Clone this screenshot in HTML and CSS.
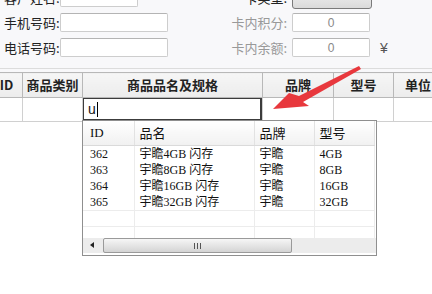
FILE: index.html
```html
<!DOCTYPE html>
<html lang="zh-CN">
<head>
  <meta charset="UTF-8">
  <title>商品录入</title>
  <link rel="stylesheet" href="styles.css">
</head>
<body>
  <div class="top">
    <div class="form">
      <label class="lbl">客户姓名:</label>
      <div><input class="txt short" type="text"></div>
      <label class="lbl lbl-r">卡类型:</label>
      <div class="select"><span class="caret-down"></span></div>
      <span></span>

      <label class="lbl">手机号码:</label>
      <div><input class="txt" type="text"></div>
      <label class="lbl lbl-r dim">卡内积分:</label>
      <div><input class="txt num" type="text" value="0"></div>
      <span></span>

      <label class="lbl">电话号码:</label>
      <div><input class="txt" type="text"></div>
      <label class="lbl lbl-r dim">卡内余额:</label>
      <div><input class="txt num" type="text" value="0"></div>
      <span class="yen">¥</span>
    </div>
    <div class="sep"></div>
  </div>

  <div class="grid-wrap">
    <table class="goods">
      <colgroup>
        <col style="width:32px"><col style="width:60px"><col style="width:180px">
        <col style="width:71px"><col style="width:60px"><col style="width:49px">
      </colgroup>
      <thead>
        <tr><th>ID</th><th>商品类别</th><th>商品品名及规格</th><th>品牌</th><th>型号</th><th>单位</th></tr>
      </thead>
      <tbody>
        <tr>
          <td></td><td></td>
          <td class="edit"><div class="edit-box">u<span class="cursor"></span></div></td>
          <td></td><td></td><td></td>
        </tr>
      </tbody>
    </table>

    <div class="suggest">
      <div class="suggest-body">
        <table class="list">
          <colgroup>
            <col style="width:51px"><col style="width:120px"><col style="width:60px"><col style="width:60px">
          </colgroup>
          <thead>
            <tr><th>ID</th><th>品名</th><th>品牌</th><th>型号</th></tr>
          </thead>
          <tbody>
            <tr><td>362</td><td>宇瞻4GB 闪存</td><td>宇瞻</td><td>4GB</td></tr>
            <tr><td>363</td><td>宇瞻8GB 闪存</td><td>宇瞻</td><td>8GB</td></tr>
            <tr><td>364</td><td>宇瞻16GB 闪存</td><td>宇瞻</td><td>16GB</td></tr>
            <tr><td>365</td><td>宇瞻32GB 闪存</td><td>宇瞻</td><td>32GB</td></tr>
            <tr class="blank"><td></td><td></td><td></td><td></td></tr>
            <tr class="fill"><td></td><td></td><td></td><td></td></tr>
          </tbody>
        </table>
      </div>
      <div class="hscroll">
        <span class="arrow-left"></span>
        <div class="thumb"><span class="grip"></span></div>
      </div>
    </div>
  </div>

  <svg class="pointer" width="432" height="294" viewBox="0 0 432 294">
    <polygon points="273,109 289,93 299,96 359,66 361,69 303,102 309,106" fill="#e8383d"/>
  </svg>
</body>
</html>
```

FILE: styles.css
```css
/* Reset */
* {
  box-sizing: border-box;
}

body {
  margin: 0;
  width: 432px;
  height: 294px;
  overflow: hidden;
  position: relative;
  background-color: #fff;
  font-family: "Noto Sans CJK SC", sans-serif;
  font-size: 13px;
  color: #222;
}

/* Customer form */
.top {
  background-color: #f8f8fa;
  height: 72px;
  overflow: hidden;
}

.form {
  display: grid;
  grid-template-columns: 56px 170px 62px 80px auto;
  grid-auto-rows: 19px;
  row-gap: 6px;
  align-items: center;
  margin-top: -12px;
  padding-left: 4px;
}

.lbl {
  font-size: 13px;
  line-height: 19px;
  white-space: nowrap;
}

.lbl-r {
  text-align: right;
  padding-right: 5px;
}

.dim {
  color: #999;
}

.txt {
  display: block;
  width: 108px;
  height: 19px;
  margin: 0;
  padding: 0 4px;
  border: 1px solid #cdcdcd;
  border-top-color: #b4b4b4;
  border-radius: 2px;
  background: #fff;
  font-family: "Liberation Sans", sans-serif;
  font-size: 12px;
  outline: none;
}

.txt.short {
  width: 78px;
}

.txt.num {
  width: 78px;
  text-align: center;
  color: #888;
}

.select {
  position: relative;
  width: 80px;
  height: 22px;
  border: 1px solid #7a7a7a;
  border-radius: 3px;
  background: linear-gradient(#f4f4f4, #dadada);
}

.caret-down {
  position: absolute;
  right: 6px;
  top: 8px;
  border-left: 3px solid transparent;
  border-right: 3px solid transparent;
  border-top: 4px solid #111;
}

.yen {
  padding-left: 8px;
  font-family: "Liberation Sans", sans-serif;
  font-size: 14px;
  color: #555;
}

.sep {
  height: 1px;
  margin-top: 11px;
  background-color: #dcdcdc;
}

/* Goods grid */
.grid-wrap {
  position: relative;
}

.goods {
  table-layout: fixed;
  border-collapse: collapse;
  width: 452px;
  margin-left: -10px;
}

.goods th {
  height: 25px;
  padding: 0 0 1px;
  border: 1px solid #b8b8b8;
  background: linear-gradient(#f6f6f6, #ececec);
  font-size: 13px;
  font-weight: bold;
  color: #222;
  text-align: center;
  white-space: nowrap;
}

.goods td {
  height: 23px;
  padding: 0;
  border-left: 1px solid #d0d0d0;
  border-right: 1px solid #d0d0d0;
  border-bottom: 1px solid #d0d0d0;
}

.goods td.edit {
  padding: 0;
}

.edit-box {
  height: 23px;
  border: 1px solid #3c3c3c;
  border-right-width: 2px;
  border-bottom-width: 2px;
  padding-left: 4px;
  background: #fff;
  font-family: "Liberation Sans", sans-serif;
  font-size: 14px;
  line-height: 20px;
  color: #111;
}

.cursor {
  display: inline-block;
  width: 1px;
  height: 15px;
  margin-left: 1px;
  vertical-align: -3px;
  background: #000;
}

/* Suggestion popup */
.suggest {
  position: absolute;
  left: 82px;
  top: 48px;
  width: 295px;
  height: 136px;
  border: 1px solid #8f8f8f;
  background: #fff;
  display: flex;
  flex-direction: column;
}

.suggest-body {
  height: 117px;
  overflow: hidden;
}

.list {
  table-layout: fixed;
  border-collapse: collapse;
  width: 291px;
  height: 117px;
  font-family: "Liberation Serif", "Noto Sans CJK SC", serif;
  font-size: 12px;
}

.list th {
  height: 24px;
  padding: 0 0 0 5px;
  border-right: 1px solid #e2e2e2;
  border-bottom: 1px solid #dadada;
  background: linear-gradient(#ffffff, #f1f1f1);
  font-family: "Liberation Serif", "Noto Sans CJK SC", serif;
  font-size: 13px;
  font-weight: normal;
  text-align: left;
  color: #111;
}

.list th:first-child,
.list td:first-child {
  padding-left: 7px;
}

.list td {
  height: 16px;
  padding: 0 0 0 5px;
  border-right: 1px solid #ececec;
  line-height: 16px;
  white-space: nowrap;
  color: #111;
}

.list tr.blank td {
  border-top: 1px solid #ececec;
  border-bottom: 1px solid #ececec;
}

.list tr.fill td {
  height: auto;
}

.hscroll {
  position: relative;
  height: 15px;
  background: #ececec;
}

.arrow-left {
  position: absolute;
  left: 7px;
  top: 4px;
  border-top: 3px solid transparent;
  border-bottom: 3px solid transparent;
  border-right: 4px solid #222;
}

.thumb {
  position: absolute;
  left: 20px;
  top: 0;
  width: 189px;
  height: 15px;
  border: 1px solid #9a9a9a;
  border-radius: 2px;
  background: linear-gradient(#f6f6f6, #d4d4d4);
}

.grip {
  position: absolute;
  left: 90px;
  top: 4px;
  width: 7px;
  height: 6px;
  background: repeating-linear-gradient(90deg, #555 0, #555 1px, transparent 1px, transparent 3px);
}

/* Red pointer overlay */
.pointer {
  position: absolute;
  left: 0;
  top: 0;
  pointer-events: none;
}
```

-------

REQUIRED TASK: Take the data above and repeat it exactly, leaving each picture out.

FINAL RESULT:
Clone this screenshot in HTML and CSS.
FILE: index.html
```html
<!DOCTYPE html>
<html lang="zh-CN">
<head>
  <meta charset="UTF-8">
  <title>商品录入</title>
  <link rel="stylesheet" href="styles.css">
</head>
<body>
  <div class="top">
    <div class="form">
      <label class="lbl">客户姓名:</label>
      <div><input class="txt short" type="text"></div>
      <label class="lbl lbl-r">卡类型:</label>
      <div class="select"><span class="caret-down"></span></div>
      <span></span>

      <label class="lbl">手机号码:</label>
      <div><input class="txt" type="text"></div>
      <label class="lbl lbl-r dim">卡内积分:</label>
      <div><input class="txt num" type="text" value="0"></div>
      <span></span>

      <label class="lbl">电话号码:</label>
      <div><input class="txt" type="text"></div>
      <label class="lbl lbl-r dim">卡内余额:</label>
      <div><input class="txt num" type="text" value="0"></div>
      <span class="yen">¥</span>
    </div>
    <div class="sep"></div>
  </div>

  <div class="grid-wrap">
    <table class="goods">
      <colgroup>
        <col style="width:32px"><col style="width:60px"><col style="width:180px">
        <col style="width:71px"><col style="width:60px"><col style="width:49px">
      </colgroup>
      <thead>
        <tr><th>ID</th><th>商品类别</th><th>商品品名及规格</th><th>品牌</th><th>型号</th><th>单位</th></tr>
      </thead>
      <tbody>
        <tr>
          <td></td><td></td>
          <td class="edit"><div class="edit-box">u<span class="cursor"></span></div></td>
          <td></td><td></td><td></td>
        </tr>
      </tbody>
    </table>

    <div class="suggest">
      <div class="suggest-body">
        <table class="list">
          <colgroup>
            <col style="width:51px"><col style="width:120px"><col style="width:60px"><col style="width:60px">
          </colgroup>
          <thead>
            <tr><th>ID</th><th>品名</th><th>品牌</th><th>型号</th></tr>
          </thead>
          <tbody>
            <tr><td>362</td><td>宇瞻4GB 闪存</td><td>宇瞻</td><td>4GB</td></tr>
            <tr><td>363</td><td>宇瞻8GB 闪存</td><td>宇瞻</td><td>8GB</td></tr>
            <tr><td>364</td><td>宇瞻16GB 闪存</td><td>宇瞻</td><td>16GB</td></tr>
            <tr><td>365</td><td>宇瞻32GB 闪存</td><td>宇瞻</td><td>32GB</td></tr>
            <tr class="blank"><td></td><td></td><td></td><td></td></tr>
            <tr class="fill"><td></td><td></td><td></td><td></td></tr>
          </tbody>
        </table>
      </div>
      <div class="hscroll">
        <span class="arrow-left"></span>
        <div class="thumb"><span class="grip"></span></div>
      </div>
    </div>
  </div>

  <svg class="pointer" width="432" height="294" viewBox="0 0 432 294">
    <polygon points="273,109 289,93 299,96 359,66 361,69 303,102 309,106" fill="#e8383d"/>
  </svg>
</body>
</html>
```

FILE: styles.css
```css
/* Reset */
* {
  box-sizing: border-box;
}

body {
  margin: 0;
  width: 432px;
  height: 294px;
  overflow: hidden;
  position: relative;
  background-color: #fff;
  font-family: "Noto Sans CJK SC", sans-serif;
  font-size: 13px;
  color: #222;
}

/* Customer form */
.top {
  background-color: #f8f8fa;
  height: 72px;
  overflow: hidden;
}

.form {
  display: grid;
  grid-template-columns: 56px 170px 62px 80px auto;
  grid-auto-rows: 19px;
  row-gap: 6px;
  align-items: center;
  margin-top: -12px;
  padding-left: 4px;
}

.lbl {
  font-size: 13px;
  line-height: 19px;
  white-space: nowrap;
}

.lbl-r {
  text-align: right;
  padding-right: 5px;
}

.dim {
  color: #999;
}

.txt {
  display: block;
  width: 108px;
  height: 19px;
  margin: 0;
  padding: 0 4px;
  border: 1px solid #cdcdcd;
  border-top-color: #b4b4b4;
  border-radius: 2px;
  background: #fff;
  font-family: "Liberation Sans", sans-serif;
  font-size: 12px;
  outline: none;
}

.txt.short {
  width: 78px;
}

.txt.num {
  width: 78px;
  text-align: center;
  color: #888;
}

.select {
  position: relative;
  width: 80px;
  height: 22px;
  border: 1px solid #7a7a7a;
  border-radius: 3px;
  background: linear-gradient(#f4f4f4, #dadada);
}

.caret-down {
  position: absolute;
  right: 6px;
  top: 8px;
  border-left: 3px solid transparent;
  border-right: 3px solid transparent;
  border-top: 4px solid #111;
}

.yen {
  padding-left: 8px;
  font-family: "Liberation Sans", sans-serif;
  font-size: 14px;
  color: #555;
}

.sep {
  height: 1px;
  margin-top: 11px;
  background-color: #dcdcdc;
}

/* Goods grid */
.grid-wrap {
  position: relative;
}

.goods {
  table-layout: fixed;
  border-collapse: collapse;
  width: 452px;
  margin-left: -10px;
}

.goods th {
  height: 25px;
  padding: 0 0 1px;
  border: 1px solid #b8b8b8;
  background: linear-gradient(#f6f6f6, #ececec);
  font-size: 13px;
  font-weight: bold;
  color: #222;
  text-align: center;
  white-space: nowrap;
}

.goods td {
  height: 23px;
  padding: 0;
  border-left: 1px solid #d0d0d0;
  border-right: 1px solid #d0d0d0;
  border-bottom: 1px solid #d0d0d0;
}

.goods td.edit {
  padding: 0;
}

.edit-box {
  height: 23px;
  border: 1px solid #3c3c3c;
  border-right-width: 2px;
  border-bottom-width: 2px;
  padding-left: 4px;
  background: #fff;
  font-family: "Liberation Sans", sans-serif;
  font-size: 14px;
  line-height: 20px;
  color: #111;
}

.cursor {
  display: inline-block;
  width: 1px;
  height: 15px;
  margin-left: 1px;
  vertical-align: -3px;
  background: #000;
}

/* Suggestion popup */
.suggest {
  position: absolute;
  left: 82px;
  top: 48px;
  width: 295px;
  height: 136px;
  border: 1px solid #8f8f8f;
  background: #fff;
  display: flex;
  flex-direction: column;
}

.suggest-body {
  height: 117px;
  overflow: hidden;
}

.list {
  table-layout: fixed;
  border-collapse: collapse;
  width: 291px;
  height: 117px;
  font-family: "Liberation Serif", "Noto Sans CJK SC", serif;
  font-size: 12px;
}

.list th {
  height: 24px;
  padding: 0 0 0 5px;
  border-right: 1px solid #e2e2e2;
  border-bottom: 1px solid #dadada;
  background: linear-gradient(#ffffff, #f1f1f1);
  font-family: "Liberation Serif", "Noto Sans CJK SC", serif;
  font-size: 13px;
  font-weight: normal;
  text-align: left;
  color: #111;
}

.list th:first-child,
.list td:first-child {
  padding-left: 7px;
}

.list td {
  height: 16px;
  padding: 0 0 0 5px;
  border-right: 1px solid #ececec;
  line-height: 16px;
  white-space: nowrap;
  color: #111;
}

.list tr.blank td {
  border-top: 1px solid #ececec;
  border-bottom: 1px solid #ececec;
}

.list tr.fill td {
  height: auto;
}

.hscroll {
  position: relative;
  height: 15px;
  background: #ececec;
}

.arrow-left {
  position: absolute;
  left: 7px;
  top: 4px;
  border-top: 3px solid transparent;
  border-bottom: 3px solid transparent;
  border-right: 4px solid #222;
}

.thumb {
  position: absolute;
  left: 20px;
  top: 0;
  width: 189px;
  height: 15px;
  border: 1px solid #9a9a9a;
  border-radius: 2px;
  background: linear-gradient(#f6f6f6, #d4d4d4);
}

.grip {
  position: absolute;
  left: 90px;
  top: 4px;
  width: 7px;
  height: 6px;
  background: repeating-linear-gradient(90deg, #555 0, #555 1px, transparent 1px, transparent 3px);
}

/* Red pointer overlay */
.pointer {
  position: absolute;
  left: 0;
  top: 0;
  pointer-events: none;
}
```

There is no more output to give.